## [Prompt]
Omit all pictures and transcribe only the lines in the entries below that run from the line with "Rebuild this screenshot" through the line with "access to everything</h1>".

++++ Available data

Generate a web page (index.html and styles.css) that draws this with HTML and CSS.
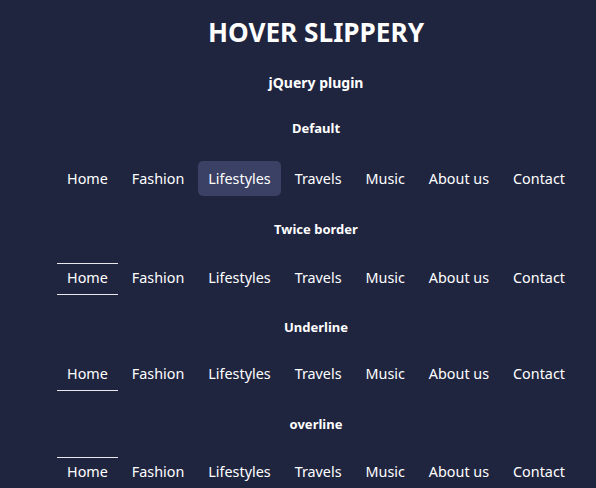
FILE: index.html
```html
<!DOCTYPE html>
<html lang="en">
<head>
<meta charset="utf-8">
<title>Hover Slippery</title>
<link rel="stylesheet" href="styles.css">
</head>
<body>
<div class="page">
  <h1 class="title">HOVER SLIPPERY</h1>
  <p class="subtitle">jQuery plugin</p>

  <h3 class="section-title first">Default</h3>
  <ul class="nav nav-default">
    <li>Home</li>
    <li>Fashion</li>
    <li class="active">Lifestyles</li>
    <li>Travels</li>
    <li>Music</li>
    <li>About us</li>
    <li>Contact</li>
  </ul>

  <h3 class="section-title">Twice border</h3>
  <ul class="nav nav-line nav-twice">
    <li class="active">Home</li>
    <li>Fashion</li>
    <li>Lifestyles</li>
    <li>Travels</li>
    <li>Music</li>
    <li>About us</li>
    <li>Contact</li>
  </ul>

  <h3 class="section-title tight">Underline</h3>
  <ul class="nav nav-line nav-under">
    <li class="active">Home</li>
    <li>Fashion</li>
    <li>Lifestyles</li>
    <li>Travels</li>
    <li>Music</li>
    <li>About us</li>
    <li>Contact</li>
  </ul>

  <h3 class="section-title">overline</h3>
  <ul class="nav nav-line nav-over">
    <li class="active">Home</li>
    <li>Fashion</li>
    <li>Lifestyles</li>
    <li>Travels</li>
    <li>Music</li>
    <li>About us</li>
    <li>Contact</li>
  </ul>
</div>
</body>
</html>
```

FILE: styles.css
```css
html, body {
  margin: 0;
  padding: 0;
  background: #20253f;
}

body {
  font-family: "Noto Sans", "Open Sans", sans-serif;
  color: #ffffff;
  height: 488px;
  overflow: hidden;
}

.page {
  padding-left: 36px;
  text-align: center;
}

.title {
  margin: 12px 0 0;
  font-size: 26.2px;
  line-height: 40px;
  font-weight: 700;
}

.subtitle {
  margin: 21px 0 0;
  font-size: 14px;
  line-height: 20px;
  font-weight: 700;
}

.section-title {
  margin: 23px 0 0;
  font-size: 13px;
  line-height: 20px;
  font-weight: 700;
}

.section-title.first {
  margin-top: 25px;
}

.section-title.tight {
  margin-top: 22px;
}

.nav {
  list-style: none;
  margin: 23px 0 0;
  padding: 0;
  display: flex;
  justify-content: center;
  gap: 4px;
  font-size: 14.35px;
}

.nav li {
  padding: 0 10px;
  white-space: nowrap;
}

.nav-default li {
  line-height: 35px;
  border-radius: 5px;
}

.nav-default li.active {
  background: #3b4165;
}

.nav-line li {
  line-height: 29px;
  padding-bottom: 3px;
}

.nav-twice {
  margin-top: 24px;
}

.nav-under {
  margin-top: 22px;
}

.nav-over {
  margin-top: 23px;
}

.nav-twice li.active {
  box-shadow: inset 0 1px 0 #e8e8ee, inset 0 -1px 0 #e8e8ee;
}

.nav-under li.active {
  box-shadow: inset 0 -1px 0 #e8e8ee;
}

.nav-over li.active {
  box-shadow: inset 0 1px 0 #e8e8ee;
}
```
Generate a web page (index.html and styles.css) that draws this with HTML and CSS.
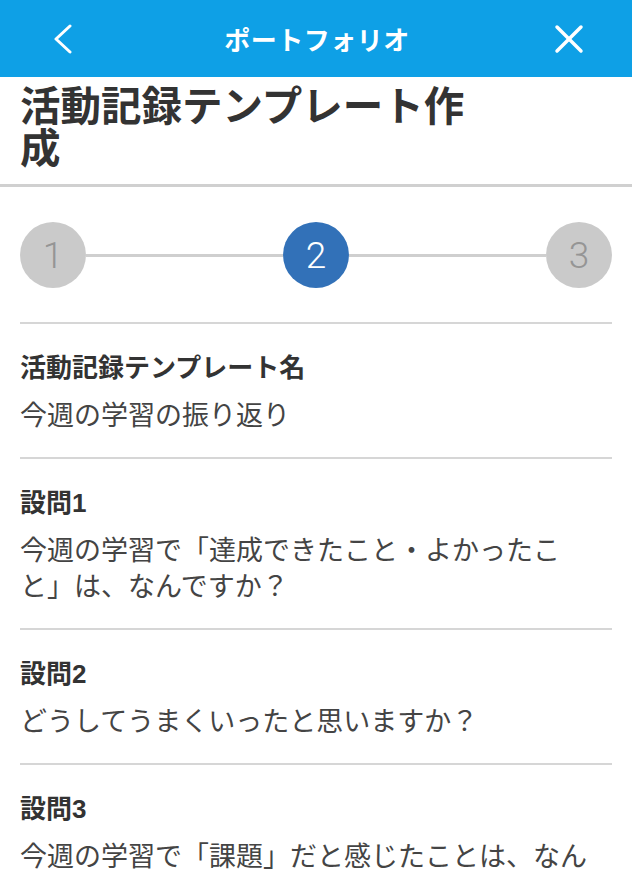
FILE: index.html
```html
<!DOCTYPE html>
<html lang="ja">
<head>
    <meta charset="UTF-8">
    <meta name="viewport" content="width=device-width, initial-scale=1.0">
    <title>ポートフォリオ</title>
    <link rel="stylesheet" href="styles.css">
</head>

<body>
    <!-- Top bar -->
    <div class="navbar">
        <button class="nav-btn back" aria-label="戻る">
            <svg width="24" height="30" viewBox="0 0 24 30">
                <polyline points="20,2 6,15 20,28" fill="none" stroke="#fff" stroke-width="3" stroke-linecap="round" stroke-linejoin="round"/>
            </svg>
        </button>
        <div class="nav-title">ポートフォリオ</div>
        <button class="nav-btn close" aria-label="閉じる">
            <svg width="30" height="30" viewBox="0 0 30 30">
                <line x1="3" y1="3" x2="27" y2="27" stroke="#fff" stroke-width="3.5" stroke-linecap="round"/>
                <line x1="27" y1="3" x2="3" y2="27" stroke="#fff" stroke-width="3.5" stroke-linecap="round"/>
            </svg>
        </button>
    </div>

    <!-- Page heading -->
    <div class="page-head">
        <h1>活動記録テンプレート作成</h1>
    </div>

    <!-- Steps -->
    <div class="steps">
        <div class="step">1</div>
        <div class="step-line"></div>
        <div class="step active">2</div>
        <div class="step-line"></div>
        <div class="step">3</div>
    </div>

    <!-- Template fields -->
    <div class="field">
        <div class="field-label">活動記録テンプレート名</div>
        <div class="field-value">今週の学習の振り返り</div>
    </div>

    <div class="field">
        <div class="field-label">設問1</div>
        <div class="field-value">今週の学習で「達成できたこと・よかったこと」は、なんですか？</div>
    </div>

    <div class="field">
        <div class="field-label">設問2</div>
        <div class="field-value">どうしてうまくいったと思いますか？</div>
    </div>

    <div class="field">
        <div class="field-label">設問3</div>
        <div class="field-value">今週の学習で「課題」だと感じたことは、なんですか？</div>
    </div>
</body>
</html>
```

FILE: styles.css
```css
/* styles.css */
body {
    font-family: "Liberation Sans", "Noto Sans CJK JP", sans-serif;
    margin: 0;
    padding: 0;
    background-color: #fff;
    color: #333;
}

.navbar {
    display: grid;
    grid-template-columns: 1fr auto 1fr;
    align-items: center;
    height: 77px;
    padding: 0 48px 0 50px;
    background-color: #0ea0e6;
}

.nav-btn {
    display: flex;
    padding: 0;
    border: none;
    background: none;
    cursor: pointer;
}

.nav-btn.close {
    justify-self: end;
}

.nav-title {
    color: #fff;
    font-size: 26px;
    font-weight: bold;
    letter-spacing: 0.5px;
}

.page-head {
    padding: 9px 20px 14px;
    border-bottom: 3px solid #d0d0d0;
}

.page-head h1 {
    max-width: 470px;
    margin: 0;
    font-size: 40.5px;
    line-height: 42px;
    font-weight: bold;
    color: #333;
}

.steps {
    display: flex;
    align-items: center;
    margin: 0 20px;
    padding: 35px 0 34px;
    border-bottom: 2px solid #d6d6d6;
}

.step {
    display: flex;
    align-items: center;
    justify-content: center;
    width: 66px;
    height: 66px;
    border-radius: 50%;
    background-color: #cacaca;
    color: #959595;
    font-family: Roboto, "Liberation Sans", sans-serif;
    font-weight: 300;
    font-size: 37px;
}

.step.active {
    background-color: #3271b8;
    color: #fff;
}

.step-line {
    flex: 1;
    height: 3px;
    background-color: #cfcfcf;
}

.field {
    margin: 0 20px;
    padding: 26px 0 23px;
    border-bottom: 2px solid #d6d6d6;
}

.field-label {
    font-size: 26px;
    line-height: 36px;
    font-weight: bold;
    color: #333;
}

.field-value {
    max-width: 575px;
    margin-top: 12px;
    font-size: 27px;
    line-height: 36px;
    color: #444;
}
```
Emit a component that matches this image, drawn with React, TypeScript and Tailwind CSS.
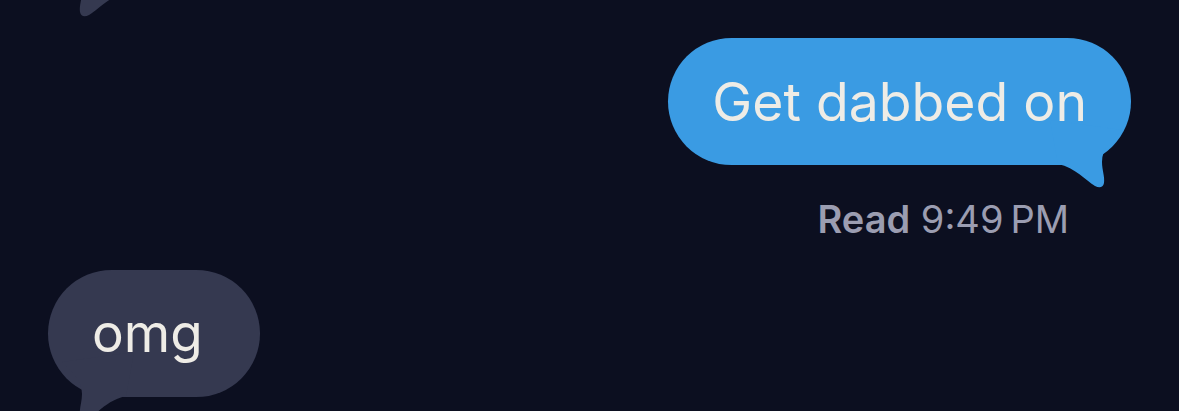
import React from "react";

const font = { fontFamily: "Inter, 'Noto Sans', sans-serif" };

// iMessage style tail, drawn for a right-side bubble (mirrored for the left side)
const Tail = ({ color, className }: { color: string; className: string }) => (
  <svg
    width="80"
    height="70"
    viewBox="0 0 80 70"
    className={"absolute pointer-events-none " + className}
  >
    <path
      d="M0 0 L72 10 C62 20 52 28 52 42 C52 50 55 57 54 63 C53 68 49 68 45 66 C35 60 26 48 8 44 Z"
      fill={color}
    />
  </svg>
);

const SentBubble = ({ text }: { text: string }) => (
  <div className="relative self-end h-[127px] px-[44px] rounded-full bg-[#3a9be3] flex items-center">
    <span className="text-[53.5px] leading-none text-[#eeece6] whitespace-nowrap">{text}</span>
    <Tail color="#3a9be3" className="right-[1px] -bottom-[25px]" />
  </div>
);

const ReceivedBubble = ({ text, className = "" }: { text?: string; className?: string }) => (
  <div
    className={
      "relative self-start h-[127px] w-[212px] pl-[44px] rounded-full bg-[#353950] flex items-center " +
      className
    }
  >
    {text ? (
      <span className="text-[53px] leading-none text-[#eeece6] whitespace-nowrap">{text}</span>
    ) : null}
    <Tail color="#353950" className="left-[6px] -bottom-[25px] -scale-x-100" />
  </div>
);

export default function App() {
  return (
    <div className="w-[1179px] h-[411px] overflow-hidden bg-[#0c0f20]" style={font}>
      <div className="flex flex-col px-[48px]">
        <ReceivedBubble className="-mt-[133px]" />
        <div className="mt-[44px] flex flex-col">
          <SentBubble text="Get dabbed on" />
          <div className="self-end mt-[35px] mr-[62px] text-[38px] leading-none text-[#9b9db1] whitespace-nowrap">
            <span className="font-semibold">Read</span> 9:49{"\u2009"}PM
          </div>
        </div>
        <div className="mt-[32px] flex flex-col">
          <ReceivedBubble text="omg" />
        </div>
      </div>
    </div>
  );
}
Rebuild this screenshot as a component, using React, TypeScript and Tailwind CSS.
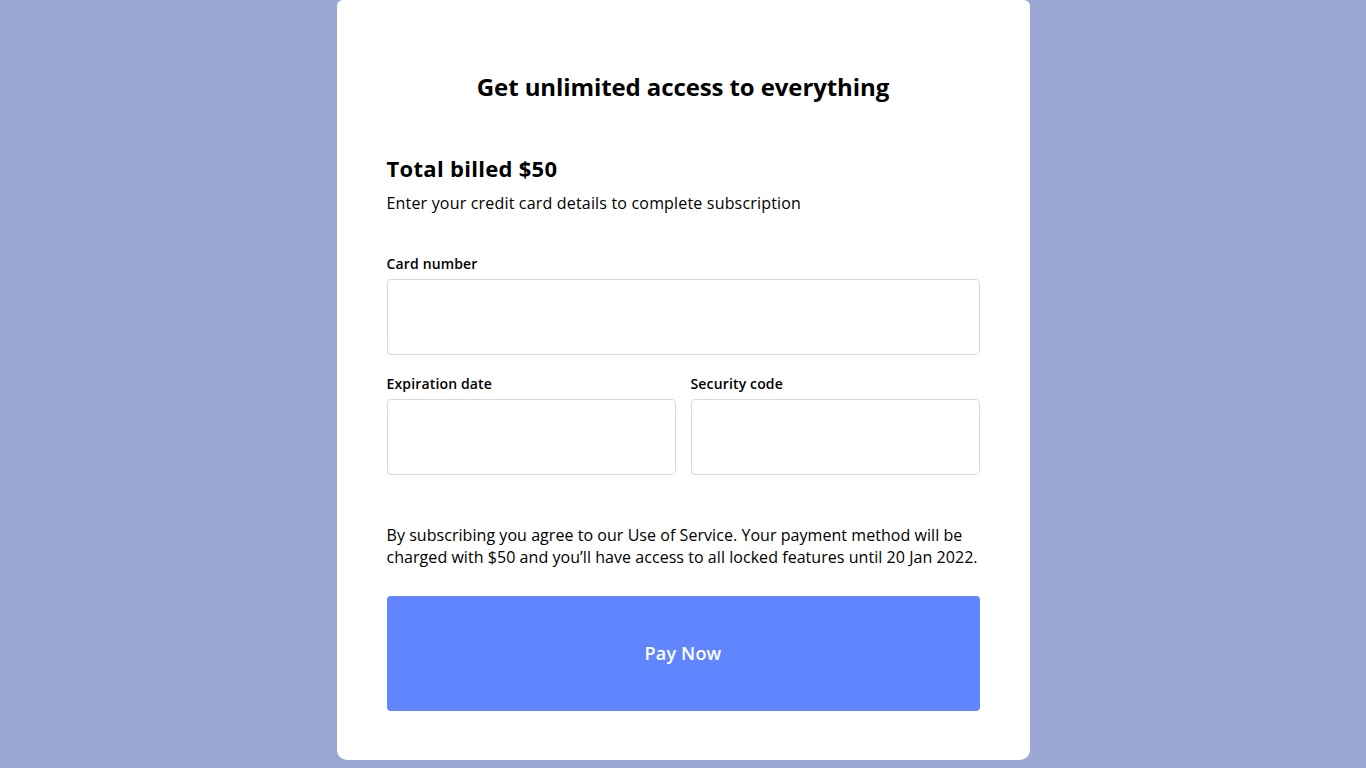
export default function App() {
  return (
    <div className="min-h-screen w-full bg-[#9ba8d3] flex justify-center font-['Open_Sans',sans-serif] text-black">
      <div className="w-[693px] h-[760px] bg-white rounded-b-[10px] rounded-t-[6px] px-[50px] pt-[71px]">
        <h1 className="text-center text-[24px] leading-[32px] font-bold tracking-[-0.1px]">Get unlimited access to everything</h1>

        <h2 className="mt-[50px] text-[22px] leading-[30px] font-bold tracking-[0.3px]">Total billed $50</h2>
        <p className="mt-[8px] text-[16px] leading-[24px] tracking-[0.18px]">Enter your credit card details to complete subscription</p>

        <label className="block mt-[39px] text-[14px] leading-[20px] font-semibold tracking-[0.15px]">Card number</label>
        <input
          type="text"
          className="block mt-[5px] w-full h-[76px] rounded-[4px] border border-[#d3dae6] px-4 outline-none"
        />

        <div className="grid grid-cols-2 gap-[15px] mt-[19px]">
          <div>
            <label className="block text-[14px] leading-[20px] font-semibold tracking-[0.15px]">Expiration date</label>
            <input
              type="text"
              className="block mt-[5px] w-full h-[76px] rounded-[4px] border border-[#d3dae6] px-4 outline-none"
            />
          </div>
          <div>
            <label className="block text-[14px] leading-[20px] font-semibold tracking-[0.15px]">Security code</label>
            <input
              type="text"
              className="block mt-[5px] w-full h-[76px] rounded-[4px] border border-[#d3dae6] px-4 outline-none"
            />
          </div>
        </div>

        <p className="mt-[49px] text-[16px] leading-[22px] tracking-[0.05px]">
          By subscribing you agree to our Use of Service. Your payment method will be charged with $50 and you’ll have access to all locked features until 20 Jan 2022.
        </p>

        <button className="mt-[28px] w-full h-[115px] rounded-[4px] bg-[#6185fe] text-white text-[18px] font-semibold tracking-[0.2px]">
          Pay Now
        </button>
      </div>
    </div>
  );
}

++++++++

## [Answer to this task]
Rebuild this screenshot as a component, using React, TypeScript and Tailwind CSS.
export default function App() {
  return (
    <div className="min-h-screen w-full bg-[#9ba8d3] flex justify-center font-['Open_Sans',sans-serif] text-black">
      <div className="w-[693px] h-[760px] bg-white rounded-b-[10px] rounded-t-[6px] px-[50px] pt-[71px]">
        <h1 className="text-center text-[24px] leading-[32px] font-bold tracking-[-0.1px]">Get unlimited access to everything</h1>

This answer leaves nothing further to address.